IN PICTURES: Runners take on Swiss glacier race despite melt

Hundreds of runners braved a lung-busting ascent into the Alps in Switzerland's Glacier 3000 Run on Saturday, albeit on a shortened course due to summer heatwaves melting the ice.

IN PICTURES: Runners take on Swiss glacier race despite melt

The event’s 14th edition was back without limitations after being cancelled in 2020 due to Covid-19 and run in 2021 with restrictions imposed due to the pandemic.

The race is normally run over 26.2 kilometres but was contested on a slightly modified 25.2km course this year due to the glacier melting, with the last pass over its surface shortened.

Runners make their way under a ski lift  on the glacier run in Switzerland

Runners make their way under a ski lift during the last kilometres of the Glacier 3000 run. (Photo by Fabrice Coffrini / AFP)

“The accelerated melting of the top layer of the glacier has created a camber and a soft layer which the runner sinks into,” said race director Oliver Hermann.

“Rather than intervening to flatten the track, we preferred to deviate the course.”

Runners on last stretch of Switzerland's glacier run

On the final stretch of this year’s shortened course. (Photo by Fabrice Coffrini / AFP)

The finish line is 1,886 metres higher than the start, at nearly 3,000 metres up in the mountains by the Scex Rouge peak.

READ ALSO: Heatwaves close off classic Swiss and Italian Alpine hiking routes

The route begins in the jet-set ski resort town of Gstaad, at 1,050 metres above sea level.

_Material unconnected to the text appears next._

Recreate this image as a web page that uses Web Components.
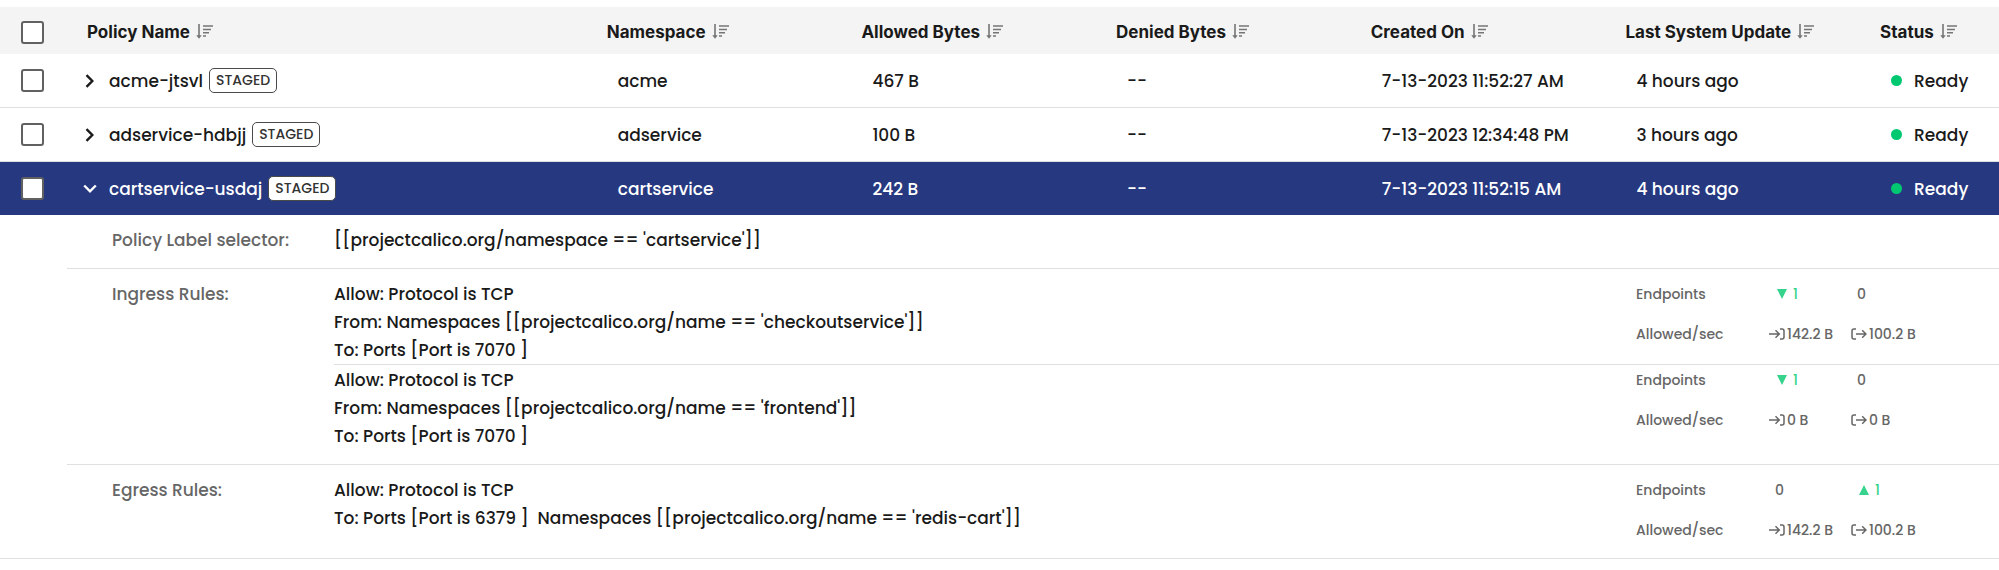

It passes through forests, green mountain pastures before heading into rocky lunar-like landscapes and taking in the Tsanfleuron Glacier.

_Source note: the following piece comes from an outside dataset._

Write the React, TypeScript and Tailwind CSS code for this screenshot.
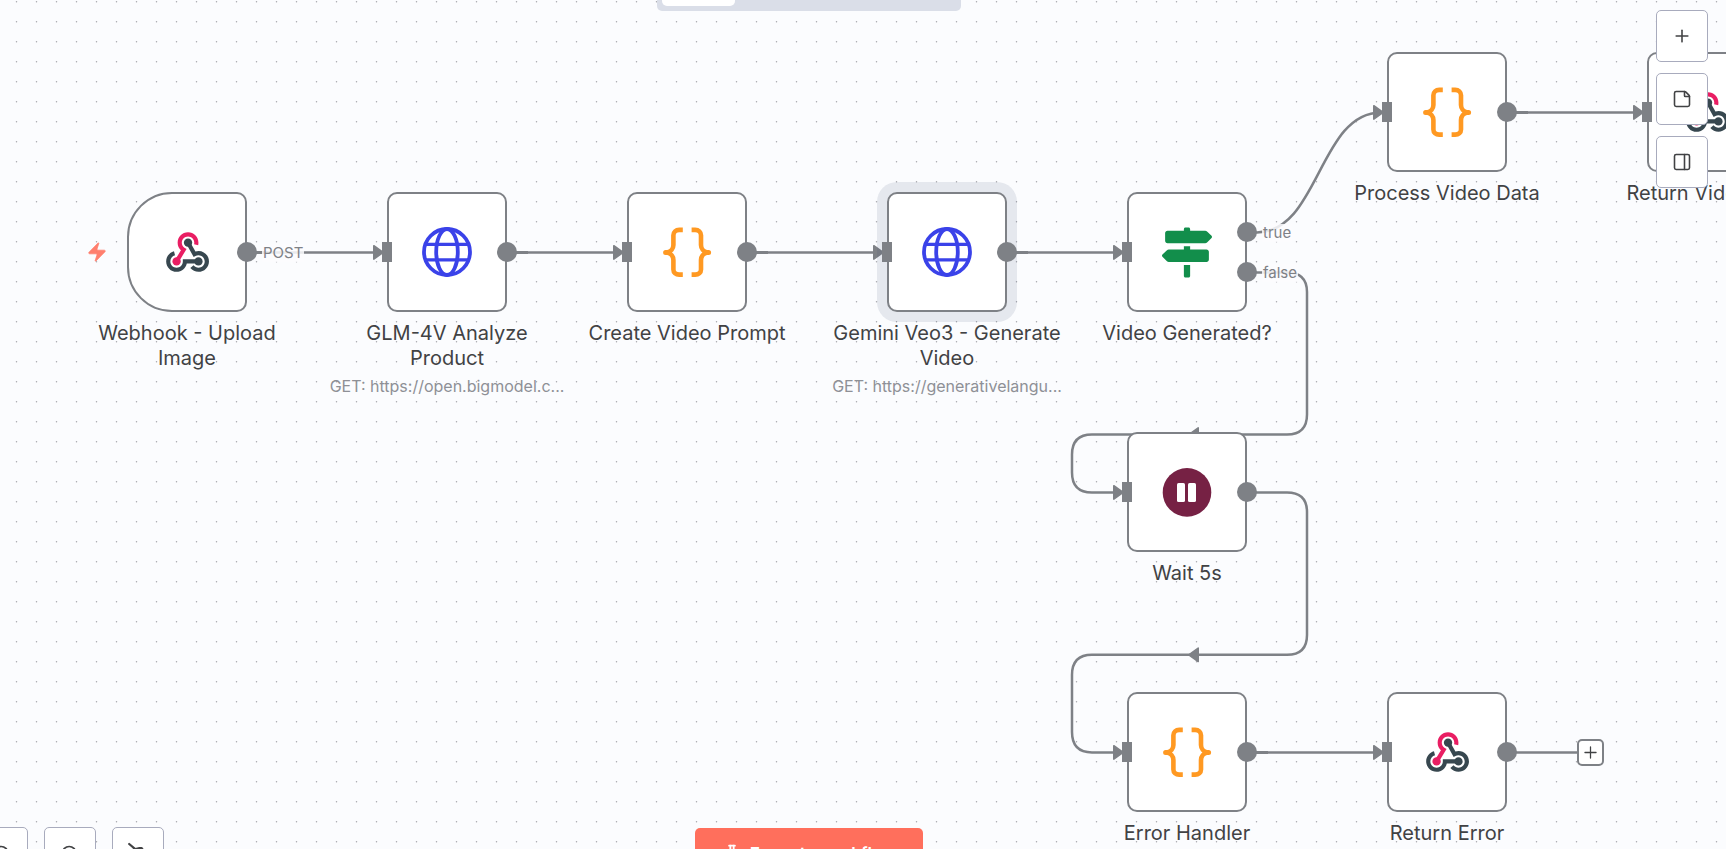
import type { ReactNode } from "react";
import { FlaskConical, PanelRight, Plus, StickyNote, ZoomIn, ZoomOut } from "lucide-react";

type IconKind = "webhook" | "globe" | "code" | "signs" | "pause";

interface FlowNode {
  id: string;
  x: number;
  y: number;
  icon: IconKind;
  label: string;
  subtitle?: string;
  trigger?: boolean;
  selected?: boolean;
  branches?: boolean;
}

const NODES: FlowNode[] = [
  { id: "webhook", x: 127, y: 192, icon: "webhook", label: "Webhook - Upload\nImage", trigger: true },
  {
    id: "glm",
    x: 387,
    y: 192,
    icon: "globe",
    label: "GLM-4V Analyze\nProduct",
    subtitle: "GET: https://open.bigmodel.c...",
  },
  { id: "prompt", x: 627, y: 192, icon: "code", label: "Create Video Prompt" },
  {
    id: "gemini",
    x: 887,
    y: 192,
    icon: "globe",
    label: "Gemini Veo3 - Generate\nVideo",
    subtitle: "GET: https://generativelangu...",
    selected: true,
  },
  { id: "if", x: 1127, y: 192, icon: "signs", label: "Video Generated?", branches: true },
  { id: "process", x: 1387, y: 52, icon: "code", label: "Process Video Data" },
  { id: "return", x: 1647, y: 52, icon: "webhook", label: "Return Video File" },
  { id: "wait", x: 1127, y: 432, icon: "pause", label: "Wait 5s" },
  { id: "error", x: 1127, y: 692, icon: "code", label: "Error Handler" },
  { id: "returnError", x: 1387, y: 692, icon: "webhook", label: "Return Error" },
];

const STRAIGHT_EDGES = [
  { from: 247, to: 383, y: 252 },
  { from: 507, to: 623, y: 252 },
  { from: 747, to: 883, y: 252 },
  { from: 1007, to: 1123, y: 252 },
  { from: 1507, to: 1643, y: 112 },
  { from: 1247, to: 1383, y: 752 },
];

const CURVED_EDGES = [
  "M1247 232.4 H1257 C1319 232.4 1319 112.4 1381 112.4",
  "M1247 272.4 H1287 Q1307 272.4 1307 292 V414.6 Q1307 434.6 1287 434.6 H1092 Q1072 434.6 1072 454.6 V472.4 Q1072 492.4 1092 492.4 H1121",
  "M1247 492.4 H1287 Q1307 492.4 1307 512 V635 Q1307 654.8 1287 654.8 H1092 Q1072 654.8 1072 675 V732 Q1072 752.4 1092 752.4 H1121",
];

const ARROWS = [
  [373, 252],
  [613, 252],
  [873, 252],
  [1113, 252],
  [1373, 112],
  [1633, 112],
  [1113, 492],
  [1113, 752],
  [1373, 752],
];

const BACK_ARROWS = [
  [1199, 434.6],
  [1199, 654.8],
];

function NodeIcon({ kind }: { kind: IconKind }) {
  if (kind === "webhook") {
    return (
      <svg viewBox="0 0 48 48" className="size-[50px]" aria-hidden="true">
        <path fill="#37474f" d="M35 37c-2.2 0-4-1.8-4-4s1.8-4 4-4 4 1.8 4 4-1.8 4-4 4z" />
        <path
          fill="#37474f"
          d="M35 43c-3 0-5.9-1.4-7.8-3.7l3.1-2.5c1.1 1.4 2.9 2.3 4.7 2.3 3.3 0 6-2.7 6-6s-2.7-6-6-6c-1 0-2 .3-2.9.7l-1.7 1L23.3 16l3.5-1.9 5.3 9.4c1-.3 2-.5 3-.5 5.5 0 10 4.5 10 10s-4.6 10-10.1 10z"
        />
        <path
          fill="#37474f"
          d="M14 43C8.5 43 4 38.5 4 33c0-4.6 3.1-8.5 7.5-9.7l1 3.9C9.9 27.9 8 30.3 8 33c0 3.3 2.7 6 6 6s6-2.7 6-6v-2h15v4H23.8c-.9 4.6-5 8-9.8 8z"
        />
        <circle cx="14" cy="33" r="4" fill="#e91e63" />
        <circle cx="25" cy="15" r="4" fill="#37474f" />
        <path
          fill="#e91e63"
          d="M15.7 34l-3.4-2 5.9-9.7c-2-1.9-3.2-4.5-3.2-7.3 0-5.5 4.5-10 10-10s10 4.5 10 10c0 .9-.1 1.7-.3 2.5l-3.9-1c.1-.5.2-1 .2-1.5 0-3.3-2.7-6-6-6s-6 2.7-6 6c0 2.1 1.1 4 2.9 5.1l1.7 1L15.7 34z"
        />
      </svg>
    );
  }
  if (kind === "globe") {
    return (
      <svg viewBox="0 0 50 50" className="size-[50px]" fill="none" stroke="#3a42e9" strokeWidth="3.8" aria-hidden="true">
        <circle cx="25" cy="25" r="23" />
        <ellipse cx="25" cy="25" rx="10.8" ry="23" />
        <path d="M3.5 17.4h43M3.5 32.9h43" strokeWidth="3.4" />
      </svg>
    );
  }
  if (kind === "code") {
    return (
      <svg
        viewBox="0 0 50 50"
        className="size-[50px]"
        fill="none"
        stroke="#ff9922"
        strokeWidth="4.6"
        strokeLinejoin="round"
        aria-hidden="true"
      >
        <path d="M20.8 2.9h-3.6c-3.4 0-5.8 2.2-5.8 5.4v9.6c0 3.6-2.6 6.6-6.2 7.5 3.6.9 6.2 3.9 6.2 7.5v9.6c0 3.2 2.4 5.1 5.8 5.1h3.6" />
        <path d="M29.6 2.9h3.6c3.4 0 5.8 2.2 5.8 5.4v9.6c0 3.6 2.6 6.6 6.2 7.5-3.6.9-6.2 3.9-6.2 7.5v9.6c0 3.2-2.4 5.1-5.8 5.1h-3.6" />
        <path d="M3.6 25.4h3M43.6 25.4h3" strokeWidth="5" strokeLinecap="round" />
      </svg>
    );
  }
  if (kind === "signs") {
    return (
      <svg viewBox="0 -6 512 512" className="size-[50px] overflow-visible" fill="#128e4b" aria-hidden="true">
        <path d="M507.31 84.69L464 41.37c-6-6-14.14-9.37-22.63-9.37H288V16c0-8.84-7.16-16-16-16h-32c-8.84 0-16 7.16-16 16v16H56c-13.25 0-24 10.75-24 24v80c0 13.25 10.75 24 24 24h385.37c8.49 0 16.62-3.37 22.63-9.37l43.31-43.31c6.25-6.26 6.25-16.38 0-22.63zM224 496c0 8.84 7.16 16 16 16h32c8.84 0 16-7.16 16-16V384h-64v112zm232-272H288v-32h-64v32H70.63c-8.49 0-16.62 3.37-22.63 9.37L4.69 276.69c-6.25 6.25-6.25 16.38 0 22.63L48 342.63c6 6 14.14 9.37 22.63 9.37H456c13.25 0 24-10.75 24-24v-80c0-13.25-10.75-24-24-24z" />
      </svg>
    );
  }
  return (
    <svg viewBox="0 0 50 50" className="size-[50px]" aria-hidden="true">
      <circle cx="25" cy="25.4" r="24.3" fill="#762144" />
      <rect x="15" y="16" width="8" height="19" rx="1.6" fill="#fff" />
      <rect x="26" y="16" width="8" height="19" rx="1.6" fill="#fff" />
    </svg>
  );
}

function Node({ node }: { node: FlowNode }) {
  const shape = node.trigger ? "rounded-l-[45px] rounded-r-[10px]" : "rounded-[10px]";
  const halo = node.selected ? "shadow-[0_0_0_10px_rgba(59,77,110,0.11)]" : "";
  return (
    <div className="absolute size-[120px]" style={{ left: node.x, top: node.y }}>
      <div
        className={`flex size-full items-center justify-center border-2 border-[#7e8186] bg-white ${shape} ${halo}`}
      >
        <NodeIcon kind={node.icon} />
      </div>
      {!node.trigger && <span className="absolute top-[50px] -left-[5px] h-5 w-[10px] bg-[#7e8186]" />}
      {node.branches ? (
        <>
          <span className="absolute top-[30px] -right-[10px] size-5 rounded-full bg-[#7e8186]" />
          <span className="absolute top-[70px] -right-[10px] size-5 rounded-full bg-[#7e8186]" />
        </>
      ) : (
        <span className="absolute top-[50px] -right-[10px] size-5 rounded-full bg-[#7e8186]" />
      )}
      <div className="absolute top-full left-1/2 flex w-[260px] -translate-x-1/2 flex-col gap-[3px] pt-[9px] text-center">
        <p className="text-[20px] leading-[25px] whitespace-pre-line text-[#414244]">{node.label}</p>
        {node.subtitle && <p className="text-[16px] leading-6 text-[#8e9096]">{node.subtitle}</p>}
      </div>
    </div>
  );
}

function EdgeLabel({ x, y, children }: { x: number; y: number; children: ReactNode }) {
  return (
    <span
      className="absolute -translate-y-1/2 bg-[#fbfcfe]/85 px-px text-[15px] leading-[18px] text-[#7e8186]"
      style={{ left: x, top: y }}
    >
      {children}
    </span>
  );
}

function SquareButton({ label, children }: { label: string; children: ReactNode }) {
  return (
    <button
      type="button"
      aria-label={label}
      className="flex size-[52px] items-center justify-center rounded-[5px] border border-[#a8abbd] bg-white text-[#414244]"
    >
      {children}
    </button>
  );
}

export default function App() {
  return (
    <main className="relative h-screen w-full overflow-hidden bg-[#fbfcfe] font-['Inter','Liberation_Sans',sans-serif]">
      <svg className="absolute inset-0 size-full" aria-hidden="true">
        <defs>
          <pattern id="dots" x="6" y="12" width="20" height="20" patternUnits="userSpaceOnUse">
            <circle cx="10.5" cy="9.7" r="0.75" fill="#a5a6ab" />
          </pattern>
        </defs>
        <rect width="100%" height="100%" fill="url(#dots)" />
        <g fill="none" stroke="#7e8186" strokeWidth="2.5">
          {STRAIGHT_EDGES.map((e) => (
            <path key={`${e.from}-${e.y}`} d={`M${e.from} ${e.y}.4H${e.to}`} />
          ))}
          {STRAIGHT_EDGES.map((e) => (
            <path key={`stub-${e.from}-${e.y}`} d={`M${e.from} ${e.y}.5h21`} strokeWidth="3" />
          ))}
          {CURVED_EDGES.map((d) => (
            <path key={d} d={d} />
          ))}
          <path d="M1507 752.4H1577" />
        </g>
        <g fill="#7e8186" stroke="#7e8186" strokeWidth="1.6" strokeLinejoin="round">
          {ARROWS.map(([x, y]) => (
            <path key={`${x}-${y}`} d={`M${x + 0.8} ${y - 6.3}l9.4 6.7-9.4 6.7z`} />
          ))}
          {BACK_ARROWS.map(([x, y]) => (
            <path key={`${x}-${y}`} d={`M${x - 0.8} ${y - 6.7}l-9.4 6.7 9.4 6.7z`} />
          ))}
        </g>
      </svg>

      <EdgeLabel x={262} y={253}>POST</EdgeLabel>
      <EdgeLabel x={1262} y={233}>true</EdgeLabel>
      <EdgeLabel x={1262} y={273}>false</EdgeLabel>

      {NODES.map((n) => (
        <Node key={n.id} node={n} />
      ))}

      <svg viewBox="0 0 24 24" className="absolute top-[241px] left-[86px] size-[22px]" fill="#ff7f6e" aria-hidden="true">
        <path
          stroke="#ff7f6e"
          strokeWidth="0.8"
          d="M4 14a1 1 0 0 1-.78-1.63l9.9-10.2a.5.5 0 0 1 .86.46l-1.92 6.02A1 1 0 0 0 13 10h7a1 1 0 0 1 .78 1.63l-9.9 10.2a.5.5 0 0 1-.86-.46l1.92-6.02A1 1 0 0 0 11 14z"
        />
      </svg>

      <button
        type="button"
        aria-label="Add node"
        className="absolute top-[739px] left-[1577px] flex size-[27px] items-center justify-center rounded-[5px] border-2 border-[#7e8186] bg-white text-[#414244]"
      >
        <Plus size={19} strokeWidth={1.6} className="shrink-0" />
      </button>

      <div className="absolute -top-[29px] left-[657px] flex h-10 w-[304px] gap-1 rounded-[5px] bg-[#dadee8] p-[5px]">
        <button type="button" aria-label="Editor" className="w-[73px] rounded-[5px] bg-white" />
        <button type="button" aria-label="Executions" className="flex-1 rounded-[5px]" />
      </div>

      <div className="absolute top-[10px] right-[18px] flex flex-col gap-[11px]">
        <SquareButton label="Add node">
          <Plus size={20} strokeWidth={1.9} />
        </SquareButton>
        <SquareButton label="Add sticky note">
          <StickyNote size={20} strokeWidth={1.9} />
        </SquareButton>
        <SquareButton label="Open panel">
          <PanelRight size={20} strokeWidth={1.9} />
        </SquareButton>
      </div>

      <div className="absolute top-[827px] -left-[24px] flex gap-4">
        <SquareButton label="Zoom in">
          <ZoomIn size={20} strokeWidth={2} className="mt-[2px]" />
        </SquareButton>
        <SquareButton label="Zoom out">
          <ZoomOut size={20} strokeWidth={2} className="mt-[2px]" />
        </SquareButton>
        <SquareButton label="Tidy up">
          <svg
            viewBox="0 0 24 24"
            className="size-6"
            fill="none"
            stroke="currentColor"
            strokeWidth="2.2"
            strokeLinecap="round"
            strokeLinejoin="round"
            aria-hidden="true"
          >
            <path d="M3.2 3l7.6 6.4M7.5 8.6l6-1.6h2l4.5 6-6 8-9-5z" />
          </svg>
        </SquareButton>
      </div>

      <button
        type="button"
        className="absolute top-[828px] left-[695px] flex h-[52px] w-[228px] items-center justify-center gap-2 rounded-[5px] bg-[#ff6f5c] text-[17px] leading-6 font-semibold text-white"
      >
        <FlaskConical size={20} strokeWidth={2.2} />
        Execute workflow
      </button>
    </main>
  );
}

The course follows the Saane river upstream for 15 km before climbing up 1,800 metres over the remaining 10 km to the finish line — at an altitude of 2,936 metres.

A couple hold their hands while walking on the melting Tsanfleuron Glacier above Les Diablerets

A couple hold hands while walking on the melting Tsanfleuron Glacier above Les Diablerets, where the Glacier 3000 Run took place on August 6th. (Photo by Fabrice Coffrini / AFP)

Some 311 men and 98 women completed the individual course, while 50 two-person teams also took part.

READ ALSO: Why Switzerland’s glaciers are melting faster than usual this summer

The first man to finish was Kenyan competitor Geoffrey Ndungu in two hours and 17 minutes. He had finished in second place last year.

He was followed by compatriot Abraham Ebenyo Ekwam in 2:21 and then Switzerland’s Jonathan Schmid in 2:23.

Victoria Kreuzer was the first woman to finish, in 2:46, ahead of Nicole Schindler and Pascale Rebsamen — a Swiss clean sweep.